● **The problem**:
The entries are to be returned exactly, with images left out.
------------------------------------
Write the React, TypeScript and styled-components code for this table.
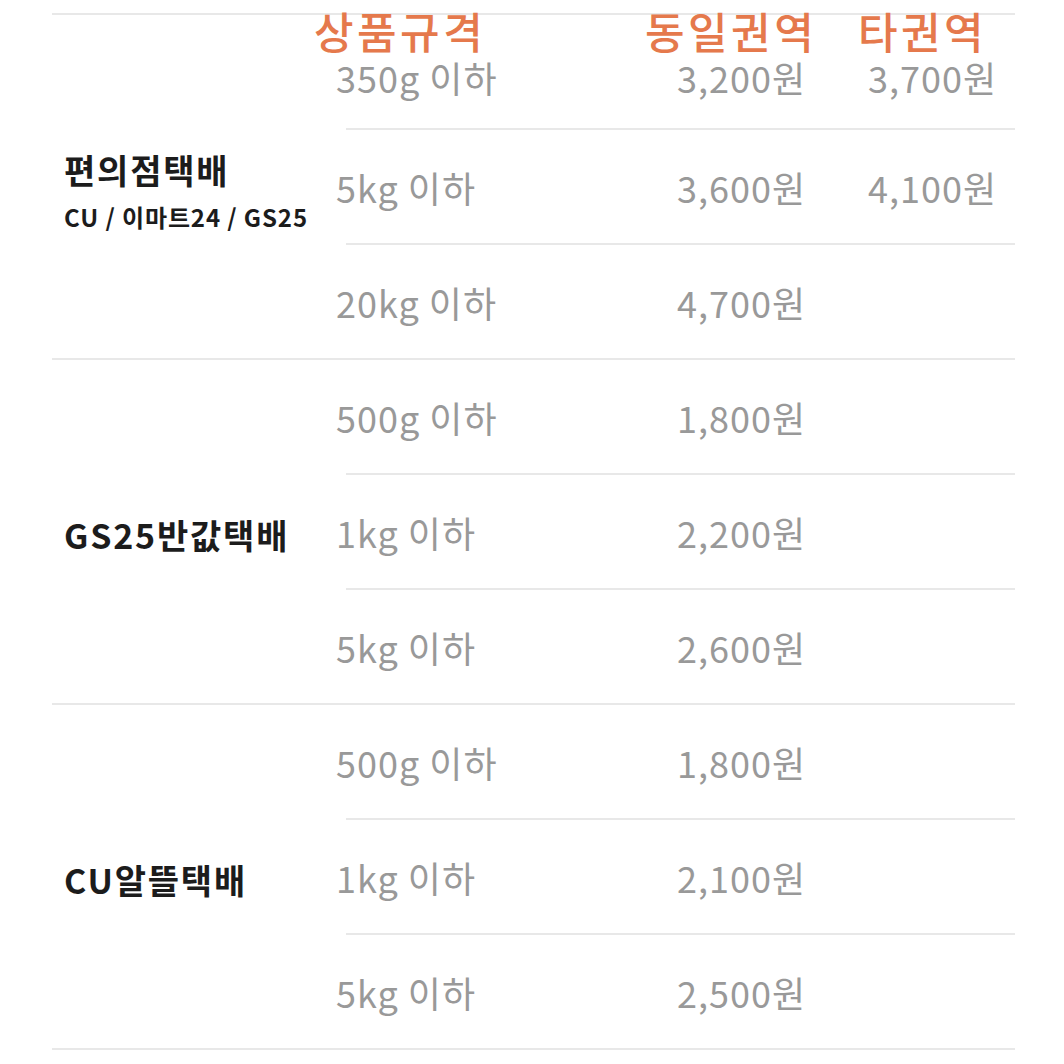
import { FC } from 'react'
import styled, { createGlobalStyle } from 'styled-components'

const GlobalStyle = createGlobalStyle`
  html, body {
    margin: 0;
    padding: 0;
    background: #ffffff;
  }
  body {
    font-family: 'Noto Sans CJK KR', 'Noto Sans', sans-serif;
  }
`

const Page = styled.div`
  width: 1064px;
  height: 1064px;
  overflow: hidden;
  padding-top: 13px;
  box-sizing: border-box;
`

const Table = styled.div`
  position: relative;
  margin-left: 52px;
  width: 963px;
  border-top: 2px solid #e8e8e8;
`

// headings sit over the first row, like in the source image
const HeaderLabel = styled.span<{ $left: number }>`
  position: absolute;
  top: -7px;
  left: ${p => p.$left}px;
  font-size: 43px;
  font-weight: 500;
  line-height: 44px;
  color: #e5794c;
  letter-spacing: 3.5px;
  white-space: nowrap;
`

const Group = styled.div`
  display: flex;
  border-bottom: 2px solid #e8e8e8;
`

const Carrier = styled.div`
  width: 284px;
  box-sizing: border-box;
  display: flex;
  flex-direction: column;
  justify-content: center;
  padding-left: 12px;
  padding-top: 6px;
`

const CarrierName = styled.div`
  font-size: 34px;
  font-weight: 700;
  color: #1c1c1c;
  line-height: 42px;
  letter-spacing: 1.8px;
  white-space: nowrap;
`

const CarrierSub = styled.div`
  margin-top: 12px;
  font-size: 24px;
  font-weight: 700;
  color: #1c1c1c;
  line-height: 28px;
  letter-spacing: 0.9px;
  white-space: nowrap;
`

const Rows = styled.div`
  flex: 1;
  display: flex;
  flex-direction: column;
`

const PriceRow = styled.div<{ $shift?: number }>`
  height: 113px;
  box-sizing: border-box;
  padding-top: ${p => p.$shift ?? 0}px;
  display: grid;
  grid-template-columns: 341px 191px 1fr;
  align-items: center;
  font-size: 36px;
  line-height: 44px;
  font-weight: 400;
  color: #999999;
  letter-spacing: 1px;
  white-space: nowrap;
`

const Divider = styled.div`
  height: 2px;
  margin-left: 10px;
  background: #e8e8e8;
`

type Price = { spec: string; same: string; other?: string }

type CarrierData = { name: string; sub?: string; rows: Price[] }

const carriers: CarrierData[] = [
  {
    name: '편의점택배',
    sub: 'CU / 이마트24 / GS25',
    rows: [
      { spec: '350g 이하', same: '3,200원', other: '3,700원' },
      { spec: '5kg 이하', same: '3,600원', other: '4,100원' },
      { spec: '20kg 이하', same: '4,700원' },
    ],
  },
  {
    name: 'GS25반값택배',
    rows: [
      { spec: '500g 이하', same: '1,800원' },
      { spec: '1kg 이하', same: '2,200원' },
      { spec: '5kg 이하', same: '2,600원' },
    ],
  },
  {
    name: 'CU알뜰택배',
    rows: [
      { spec: '500g 이하', same: '1,800원' },
      { spec: '1kg 이하', same: '2,100원' },
      { spec: '5kg 이하', same: '2,500원' },
    ],
  },
]

const App: FC = () => (
  <>
    <GlobalStyle />
    <Page>
      <Table>
        <HeaderLabel $left={262}>상품규격</HeaderLabel>
        <HeaderLabel $left={593}>동일권역</HeaderLabel>
        <HeaderLabel $left={806}>타권역</HeaderLabel>
        {carriers.map((c, gi) => (
          <Group key={c.name}>
            <Carrier>
              <CarrierName>{c.name}</CarrierName>
              {c.sub && <CarrierSub>{c.sub}</CarrierSub>}
            </Carrier>
            <Rows>
              {c.rows.map((r, i) => (
                <div key={r.spec}>
                  {i > 0 && <Divider />}
                  <PriceRow $shift={gi === 0 && i === 0 ? 10 : 0}>
                    <span>{r.spec}</span>
                    <span>{r.same}</span>
                    <span>{r.other}</span>
                  </PriceRow>
                </div>
              ))}
            </Rows>
          </Group>
        ))}
      </Table>
    </Page>
  </>
)

export default App
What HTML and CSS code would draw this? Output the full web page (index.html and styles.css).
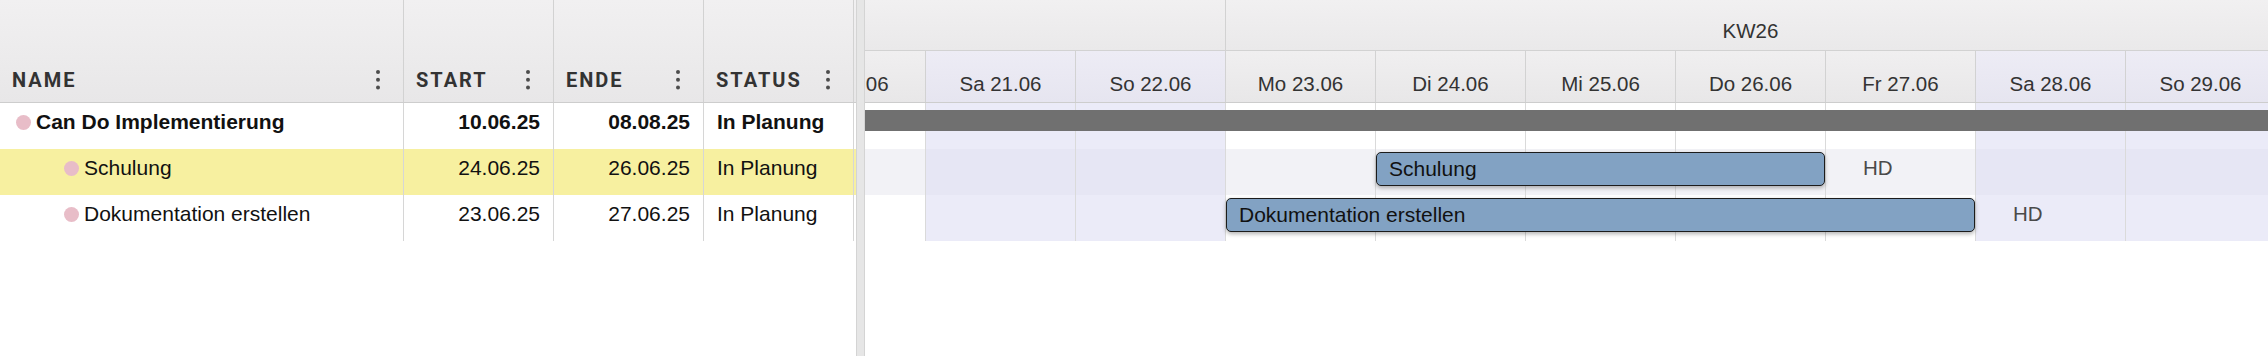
------------------------------------
● **Task output**:
Write the React, TypeScript and styled-components code for this table.
import { FC } from 'react'
import styled, { createGlobalStyle } from 'styled-components'

const GlobalStyle = createGlobalStyle`
  html, body {
    margin: 0;
    padding: 0;
    background: #ffffff;
  }
  body {
    font-family: 'Noto Sans CJK KR', 'Noto Sans', sans-serif;
  }
`

const Page = styled.div`
  width: 1064px;
  height: 1064px;
  overflow: hidden;
  padding-top: 13px;
  box-sizing: border-box;
`

const Table = styled.div`
  position: relative;
  margin-left: 52px;
  width: 963px;
  border-top: 2px solid #e8e8e8;
`

// headings sit over the first row, like in the source image
const HeaderLabel = styled.span<{ $left: number }>`
  position: absolute;
  top: -7px;
  left: ${p => p.$left}px;
  font-size: 43px;
  font-weight: 500;
  line-height: 44px;
  color: #e5794c;
  letter-spacing: 3.5px;
  white-space: nowrap;
`

const Group = styled.div`
  display: flex;
  border-bottom: 2px solid #e8e8e8;
`

const Carrier = styled.div`
  width: 284px;
  box-sizing: border-box;
  display: flex;
  flex-direction: column;
  justify-content: center;
  padding-left: 12px;
  padding-top: 6px;
`

const CarrierName = styled.div`
  font-size: 34px;
  font-weight: 700;
  color: #1c1c1c;
  line-height: 42px;
  letter-spacing: 1.8px;
  white-space: nowrap;
`

const CarrierSub = styled.div`
  margin-top: 12px;
  font-size: 24px;
  font-weight: 700;
  color: #1c1c1c;
  line-height: 28px;
  letter-spacing: 0.9px;
  white-space: nowrap;
`

const Rows = styled.div`
  flex: 1;
  display: flex;
  flex-direction: column;
`

const PriceRow = styled.div<{ $shift?: number }>`
  height: 113px;
  box-sizing: border-box;
  padding-top: ${p => p.$shift ?? 0}px;
  display: grid;
  grid-template-columns: 341px 191px 1fr;
  align-items: center;
  font-size: 36px;
  line-height: 44px;
  font-weight: 400;
  color: #999999;
  letter-spacing: 1px;
  white-space: nowrap;
`

const Divider = styled.div`
  height: 2px;
  margin-left: 10px;
  background: #e8e8e8;
`

type Price = { spec: string; same: string; other?: string }

type CarrierData = { name: string; sub?: string; rows: Price[] }

const carriers: CarrierData[] = [
  {
    name: '편의점택배',
    sub: 'CU / 이마트24 / GS25',
    rows: [
      { spec: '350g 이하', same: '3,200원', other: '3,700원' },
      { spec: '5kg 이하', same: '3,600원', other: '4,100원' },
      { spec: '20kg 이하', same: '4,700원' },
    ],
  },
  {
    name: 'GS25반값택배',
    rows: [
      { spec: '500g 이하', same: '1,800원' },
      { spec: '1kg 이하', same: '2,200원' },
      { spec: '5kg 이하', same: '2,600원' },
    ],
  },
  {
    name: 'CU알뜰택배',
    rows: [
      { spec: '500g 이하', same: '1,800원' },
      { spec: '1kg 이하', same: '2,100원' },
      { spec: '5kg 이하', same: '2,500원' },
    ],
  },
]

const App: FC = () => (
  <>
    <GlobalStyle />
    <Page>
      <Table>
        <HeaderLabel $left={262}>상품규격</HeaderLabel>
        <HeaderLabel $left={593}>동일권역</HeaderLabel>
        <HeaderLabel $left={806}>타권역</HeaderLabel>
        {carriers.map((c, gi) => (
          <Group key={c.name}>
            <Carrier>
              <CarrierName>{c.name}</CarrierName>
              {c.sub && <CarrierSub>{c.sub}</CarrierSub>}
            </Carrier>
            <Rows>
              {c.rows.map((r, i) => (
                <div key={r.spec}>
                  {i > 0 && <Divider />}
                  <PriceRow $shift={gi === 0 && i === 0 ? 10 : 0}>
                    <span>{r.spec}</span>
                    <span>{r.same}</span>
                    <span>{r.other}</span>
                  </PriceRow>
                </div>
              ))}
            </Rows>
          </Group>
        ))}
      </Table>
    </Page>
  </>
)

export default App
What HTML and CSS code would draw this? Output the full web page (index.html and styles.css).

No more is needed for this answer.